NASHVILLE, Tenn. – Conner Davidson grew up in a middle class family in Nashville. He went to a small private school and appeared to have things together.

Davidson, however, said he was living a double life, battling a serious drug addiction.

He started using heroin at a young age when someone offered him the illegal drug.

“He asked me if I wanted to get high and I said yes, and I fell in love. I was doing it every day after that,” recalled Davidson.

He eventually went to a treatment center and has now been clean for two years.

While maintaining his sobriety, Davidson now helps other young people at Cumberland Heights Treatment Center on their journey to recovery.

“I can only share my experience with them and hopefully they can learn from that,” he said.

Heroin use among teenagers continues to be a big problem in Tennessee.

According to a report from the Center for Disease Control, teenagers are using heroin and shooting up drugs at a much higher rate than the national average in Tennessee.

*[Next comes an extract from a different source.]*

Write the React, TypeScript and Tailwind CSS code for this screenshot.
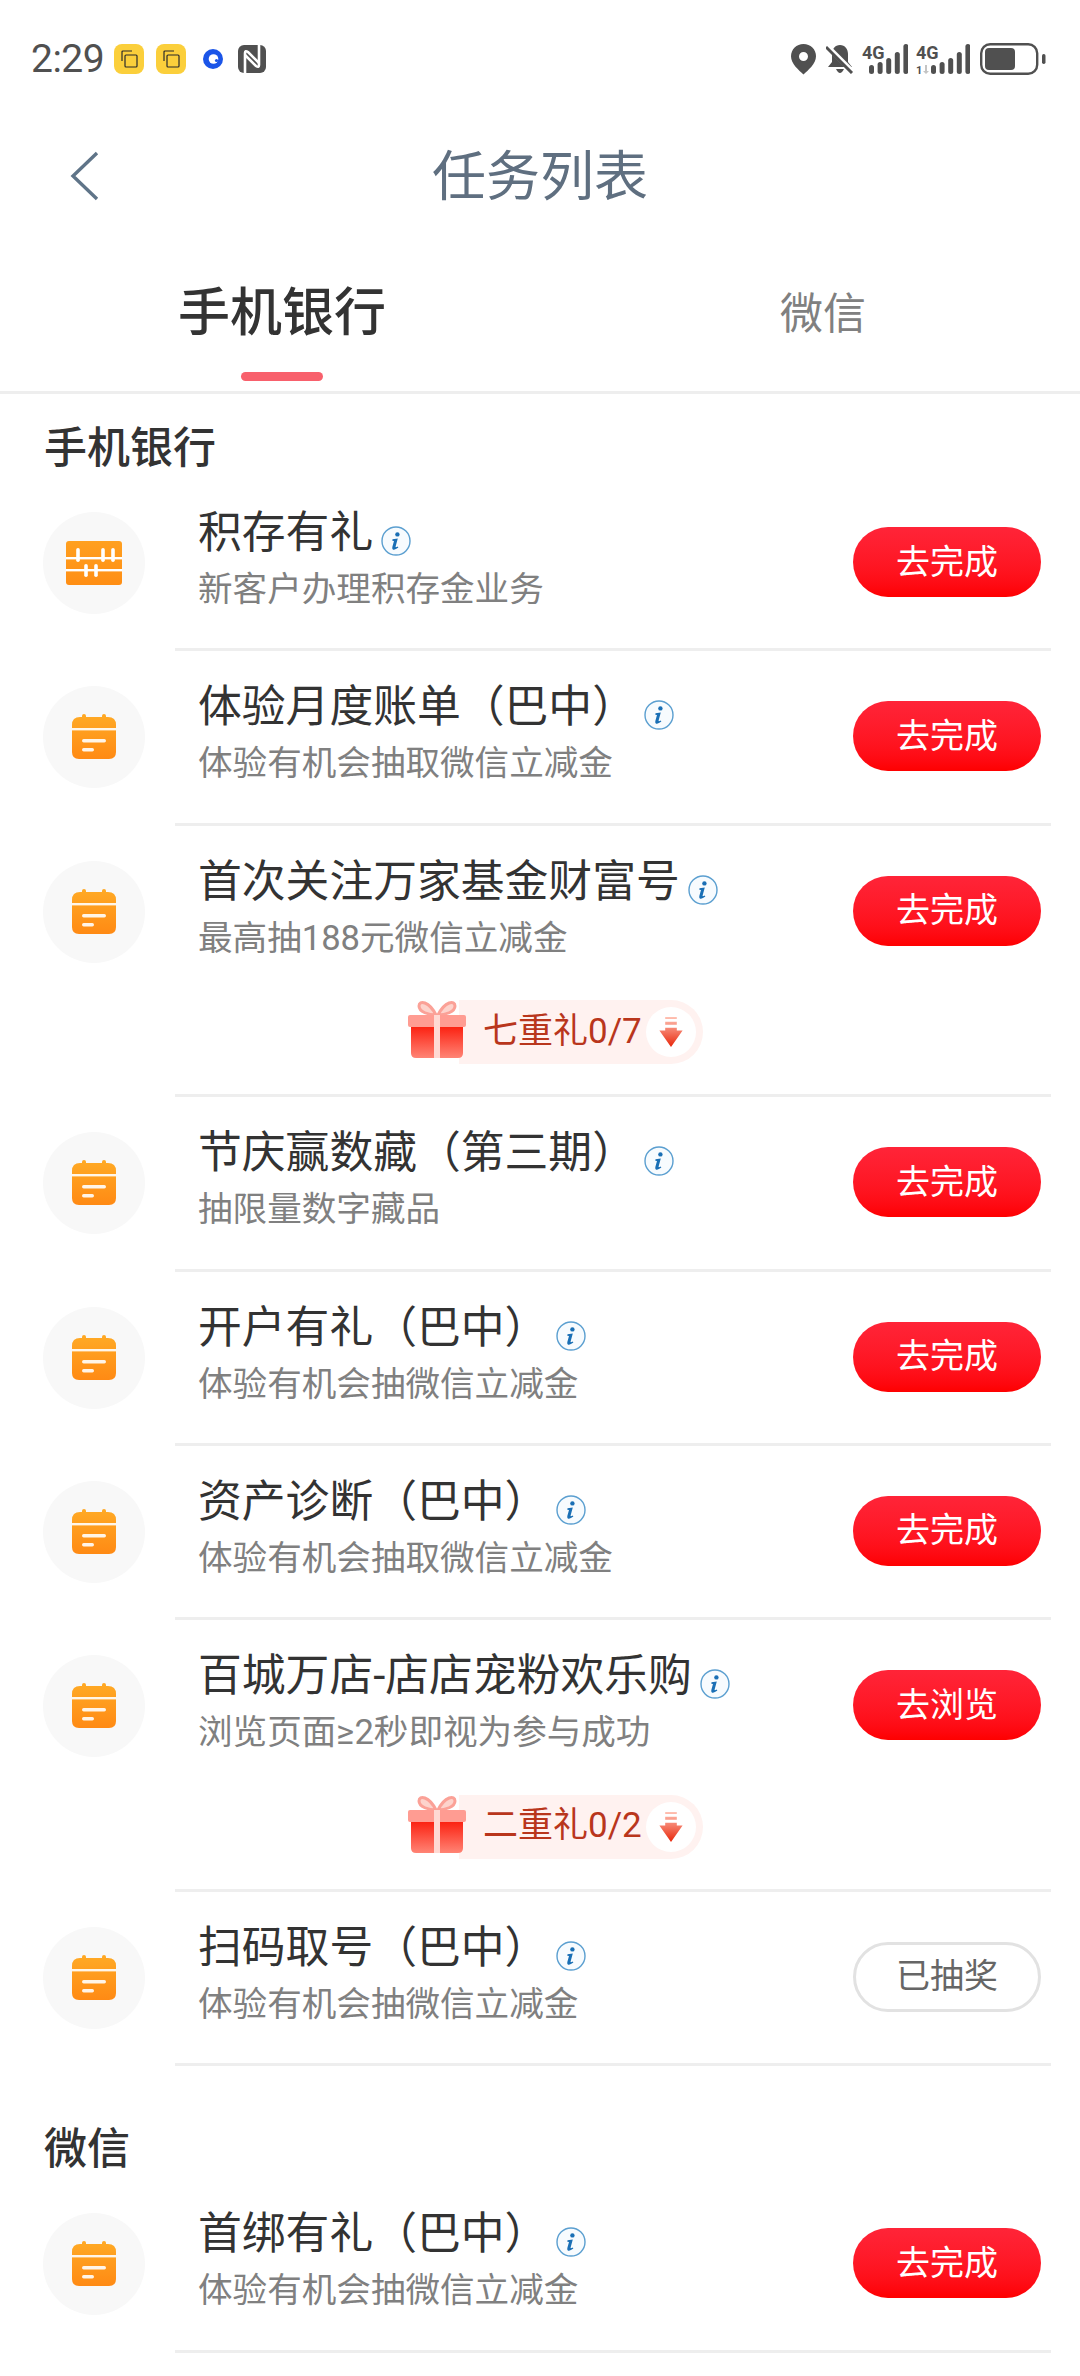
import { useId } from 'react';

const cjk = { fontFamily: 'Roboto, "Noto Sans CJK SC", sans-serif' };

function InfoIcon() {
  return (
    <svg width="30" height="30" viewBox="0 0 30 30" className="shrink-0">
      <circle cx="15" cy="15" r="14" fill="#f7fbfe" stroke="#5b9fd0" strokeWidth="1.4" />
      <circle cx="16.4" cy="8.4" r="2.2" fill="#1a6fb5" />
      <path d="M11.5 13.2 L16.8 12.4 L14.6 20.6 Q14.4 22 16.6 20.6 L17.4 21.6 Q13.6 24.6 11.8 23.4 Q10.8 22.6 11.4 20.8 L13 15 L11.3 14.8 Z" fill="#1a6fb5" />
    </svg>
  );
}

function CalendarIcon() {
  const id = useId();
  return (
    <svg width="46" height="46" viewBox="0 0 46 46">
      <defs>
        <linearGradient id={id} x1="0" y1="0" x2="0" y2="1">
          <stop offset="0" stopColor="#ffa824" />
          <stop offset="1" stopColor="#ff8a14" />
        </linearGradient>
      </defs>
      <rect x="11" y="0" width="4" height="6" rx="2" fill="#ffa824" />
      <rect x="31" y="0" width="4" height="6" rx="2" fill="#ffa824" />
      <path d="M1 11 Q1 3 9 3 H37 Q45 3 45 11 V38 Q45 45 38 45 H8 Q1 45 1 38 Z" fill={`url(#${id})`} />
      <rect x="1" y="14" width="44" height="2.4" fill="#fff" fillOpacity="0.9" />
      <rect x="11" y="25" width="24" height="3.4" rx="1.7" fill="#fff" fillOpacity="0.9" />
      <rect x="11" y="34" width="12" height="3.4" rx="1.7" fill="#fff" fillOpacity="0.9" />
    </svg>
  );
}

function AbacusIcon() {
  const id = useId();
  return (
    <svg width="56" height="44" viewBox="0 0 56 44">
      <defs>
        <linearGradient id={id} x1="0" y1="0" x2="0" y2="1">
          <stop offset="0" stopColor="#ffa020" />
          <stop offset="1" stopColor="#ff8e14" />
        </linearGradient>
      </defs>
      <rect x="0" y="0" width="56" height="44" rx="3" fill={`url(#${id})`} />
      <rect x="0" y="16" width="56" height="2.4" fill="#fff" />
      <rect x="0" y="28" width="56" height="2.4" fill="#fff" />
      {[12, 37, 47].map((x) => (
        <rect key={x} x={x - 1.8} y="7" width="3.6" height="14" rx="1.8" fill="#fff" />
      ))}
      {[20, 30].map((x) => (
        <rect key={x} x={x - 1.8} y="23" width="3.6" height="13" rx="1.8" fill="#fff" />
      ))}
    </svg>
  );
}

function GiftIcon() {
  const id = useId();
  return (
    <svg width="60" height="60" viewBox="0 0 60 60" className="shrink-0">
      <defs>
        <linearGradient id={id} x1="0" y1="0" x2="0" y2="1">
          <stop offset="0" stopColor="#fb1c0c" />
          <stop offset="1" stopColor="#ff8475" />
        </linearGradient>
      </defs>
      <path d="M29 15 C22 1 12 0 12 6 C12 12 22 15 29 15 Z" fill="#fdd3cc" stroke="#fba197" strokeWidth="3" />
      <path d="M31 15 C38 1 48 0 48 6 C48 12 38 15 31 15 Z" fill="#fdd3cc" stroke="#fba197" strokeWidth="3" />
      <path d="M4 25 H56 V53 Q56 58 51 58 H9 Q4 58 4 53 Z" fill={`url(#${id})`} />
      <rect x="1" y="15" width="58" height="12" rx="2" fill="#ff9c92" />
      <rect x="27" y="15" width="6" height="43" fill="#ffd9d3" />
    </svg>
  );
}

function DownBadge() {
  const id = useId();
  return (
    <div className="flex h-[50px] w-[50px] shrink-0 items-center justify-center rounded-full bg-white">
      <svg width="24" height="30" viewBox="0 0 24 31">
        <defs>
          <linearGradient id={id} x1="0" y1="0" x2="0" y2="1">
            <stop offset="0" stopColor="#ffc2b4" />
            <stop offset="1" stopColor="#e8260a" />
          </linearGradient>
        </defs>
        <path d="M6 0 H18 V2 H6 Z M6 5 H18 V8 H6 Z M6 11 H18 V14 H24 L12 31 L0 14 H6 Z" fill={`url(#${id})`} />
      </svg>
    </div>
  );
}

function SignalIcon({ second }: { second?: boolean }) {
  const left = second ? 15 : 7;
  const width = second ? 54 : 46;
  const heights = [9, 12, 16, 22, 30];
  return (
    <svg width={width} height="38" viewBox={`0 -4 ${width} 38`}>
      <text x="0" y="15" fontSize="18" fontWeight="700" fill="#505050" fontFamily="Roboto, sans-serif">4G</text>
      {second && (
        <>
          <text x="0" y="30" fontSize="11" fontWeight="700" fill="#505050" fontFamily="Roboto, sans-serif">1</text>
          <path d="M9 21 V27 H7 L10 30 L13 27 H11 V21 Z" fill="#c4c4c4" />
        </>
      )}
      {heights.map((h, i) => (
        <rect key={h} x={left + i * 8.6} y={30 - h} width="5" height={h} rx="2.5" fill="#505050" />
      ))}
    </svg>
  );
}

function StatusBar() {
  return (
    <div className="flex h-[110px] items-center justify-between pl-[31px] pr-[34px] pt-[8px] text-[#505050]">
      <div className="flex items-center">
        <span className="w-[71px] whitespace-nowrap text-[39px] leading-none tracking-[-0.5px]" style={{ fontFamily: 'Roboto, sans-serif' }}>2:29</span>
        {[0, 1].map((i) => (
          <div key={i} className="ml-[12px] flex h-[30px] w-[30px] items-center justify-center rounded-[8px] bg-[#fbcf3b]">
            <svg width="20" height="20" viewBox="0 0 20 20" fill="none" stroke="#2b2b2b" strokeWidth="1.2">
              <path d="M3 12 V3 Q3 2 4 2 H13" />
              <rect x="6" y="6" width="12" height="12" rx="1" />
            </svg>
          </div>
        ))}
        <svg width="20" height="20" viewBox="0 0 20 20" className="ml-[17px]">
          <circle cx="10" cy="10" r="10" fill="#1b55e8" />
          <circle cx="10.5" cy="10" r="4.8" fill="#fff" />
          <circle cx="13.5" cy="11.5" r="1.6" fill="#1b55e8" />
        </svg>
        <svg width="28" height="28" viewBox="0 0 28 28" className="ml-[15px]">
          <rect x="0" y="0" width="28" height="28" rx="6" fill="#505050" />
          <path d="M7 28 V8 Q7 5 10 7 L21 18" fill="none" stroke="#fff" strokeWidth="2.6" />
          <path d="M21 0 V20 Q21 23 18 21 L7 10" fill="none" stroke="#fff" strokeWidth="2.6" />
        </svg>
      </div>
      <div className="flex items-center">
        <svg width="25" height="31" viewBox="0 0 25 31">
          <path fillRule="evenodd" d="M12.5 0 C5.5 0 0 5.3 0 12.2 C0 20 8 26 12.5 30.5 C17 26 25 20 25 12.2 C25 5.3 19.5 0 12.5 0 Z M12.5 8 A4.4 4.4 0 1 1 12.5 17 A4.4 4.4 0 1 1 12.5 8 Z" fill="#505050" />
        </svg>
        <svg width="28" height="30" viewBox="0 0 28 30" className="ml-[10px]">
          <path d="M14 1 C19 1 22 5 22 10 V18 L26 23 H2 L6 18 V10 C6 5 9 1 14 1 Z M10 25 H18 Q16 29 14 29 Q12 29 10 25 Z" fill="#505050" />
          <path d="M1 2 L27 28" stroke="#fff" strokeWidth="5" />
          <path d="M0 3 L26 29" stroke="#505050" strokeWidth="3" />
        </svg>
        <span className="ml-[8px] flex"><SignalIcon /></span>
        <span className="ml-[8px] flex"><SignalIcon second /></span>
        <svg width="66" height="32" viewBox="0 0 66 32" className="ml-[10px]">
          <rect x="1.2" y="1.2" width="56" height="29.6" rx="9" fill="none" stroke="#505050" strokeWidth="2.4" />
          <rect x="5" y="5" width="30" height="22" rx="4" fill="#505050" />
          <rect x="62" y="11" width="3.5" height="10" rx="1.7" fill="#505050" />
        </svg>
      </div>
    </div>
  );
}

type Task = { title: string; sub: string; abacus?: boolean; action?: string; done?: boolean; gift?: string };

const bankTasks: Task[] = [
  { title: '积存有礼', sub: '新客户办理积存金业务', abacus: true },
  { title: '体验月度账单（巴中）', sub: '体验有机会抽取微信立减金' },
  { title: '首次关注万家基金财富号', sub: '最高抽188元微信立减金', gift: '七重礼0/7' },
  { title: '节庆赢数藏（第三期）', sub: '抽限量数字藏品' },
  { title: '开户有礼（巴中）', sub: '体验有机会抽微信立减金' },
  { title: '资产诊断（巴中）', sub: '体验有机会抽取微信立减金' },
  { title: '百城万店-店店宠粉欢乐购', sub: '浏览页面≥2秒即视为参与成功', action: '去浏览', gift: '二重礼0/2' },
  { title: '扫码取号（巴中）', sub: '体验有机会抽微信立减金', action: '已抽奖', done: true },
];

function TaskRow({ task }: { task: Task }) {
  return (
    <div className="flex pl-[43px] pr-[29px]">
      <div className="mt-[35px] flex h-[102px] w-[102px] shrink-0 items-center justify-center rounded-full bg-[#f8f8f8]">
        {task.abacus ? <AbacusIcon /> : <CalendarIcon />}
      </div>
      <div className="ml-[30px] flex-1 border-b-[3px] border-[#eeeeee]">
        <div className="flex h-[171.4px] justify-between pl-[23px] pr-[10px]">
          <div className="pt-[27px]">
            <div className="flex h-[58px] items-center whitespace-nowrap text-[43.8px] leading-[58px] text-[#333333]">
              <span>{task.title}</span>
              <span className="ml-[8px] mt-[16px]"><InfoIcon /></span>
            </div>
            <div className="mt-[3px] whitespace-nowrap text-[34.6px] leading-[48px] text-[#808080]">{task.sub}</div>
          </div>
          {task.done ? (
            <div className="mt-[50px] flex h-[70px] w-[188px] items-center justify-center rounded-full border-[3px] border-[#e2e2e2] bg-white text-[34px] text-[#666666]">
              {task.action}
            </div>
          ) : (
            <div className="mt-[50px] flex h-[70px] w-[188px] items-center justify-center rounded-full bg-gradient-to-b from-[#ff2438] to-[#fe0000] text-[34px] text-white">
              {task.action ?? '去完成'}
            </div>
          )}
        </div>
        {task.gift && (
          <div className="mt-[3px] flex h-[94px] pl-[232px]">
            <div className="z-10 flex h-[60px] items-center"><GiftIcon /></div>
            <div className="-ml-[8px] flex h-[64px] items-center rounded-r-full bg-[#fff2f0] pl-[24px] pr-[7px] text-[35px] text-[#b9361c]">
              <span className="w-[163px] whitespace-nowrap">{task.gift}</span>
              <DownBadge />
            </div>
          </div>
        )}
      </div>
    </div>
  );
}

export default function App() {
  return (
    <div className="h-[2376px] w-[1080px] overflow-hidden bg-white" style={cjk}>
      <StatusBar />
      <div className="grid h-[132px] grid-cols-[1fr_auto_1fr] items-center">
        <svg width="30" height="50" viewBox="0 0 30 50" fill="none" stroke="#5f7488" strokeWidth="3.4" className="ml-[69px]">
          <path d="M28 2 L4 25 L28 48" />
        </svg>
        <span className="pt-[4px] text-[54px] leading-[70px] text-[#5f6f80]">任务列表</span>
        <span />
      </div>
      <div className="flex h-[152px] border-b-[3px] border-[#eeeeee]">
        <div className="ml-[178px] flex w-[208px] flex-col items-center">
          <span className="mt-[37px] whitespace-nowrap text-[52px] font-medium leading-[70px] text-[#333333]">手机银行</span>
          <span className="mt-[23px] h-[9px] w-[82px] rounded-full bg-[#f8606c]" />
        </div>
        <span className="ml-[394px] mt-[42px] whitespace-nowrap text-[43px] leading-[60px] text-[#808080]">微信</span>
      </div>
      <div className="pl-[44px] pt-[24px] text-[43px] font-medium leading-[60px] text-[#333333]">手机银行</div>
      <div className="-mt-[1px]">
        {bankTasks.map((task) => (
          <TaskRow key={task.title} task={task} />
        ))}
      </div>
      <div className="pl-[44px] pt-[54px] text-[43px] font-medium leading-[58px] text-[#333333]">微信</div>
      <TaskRow task={{ title: '首绑有礼（巴中）', sub: '体验有机会抽微信立减金' }} />
    </div>
  );
}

A youth risk behavior report revealed 4.7 percent of high school students in the state said they have injected heroin or other illegal drugs, while 4.9 percent answered “yes” to using methamphetamines.

The national average was 1.7 percent.

“The kids we see here are just like the kids you would know. They are school students. They are in Williamson, Davidson and Cheatham County. They are upper-middle class; sometimes they are successful still in their academics,” said Paul Citro, Youth Services Director with Cumberland Heights.

He explained that heroin is very easy for teenagers to their hands on.

Dealers sell heroin to teenagers in $5 and $10 bags.

“Go ahead and be a nosey parent. Go ahead and ask those questions that your gut is telling you to ask. If you are hearing inconsistencies in your child’s story about why they are late, why they dented their car, why they are stealing money, why they are looking so tired all the time, follow up with targeted questions,” said Citro

Treatment counselors said it is a conversation parents should have with their teenagers.

Davidson agrees from a firsthand experience.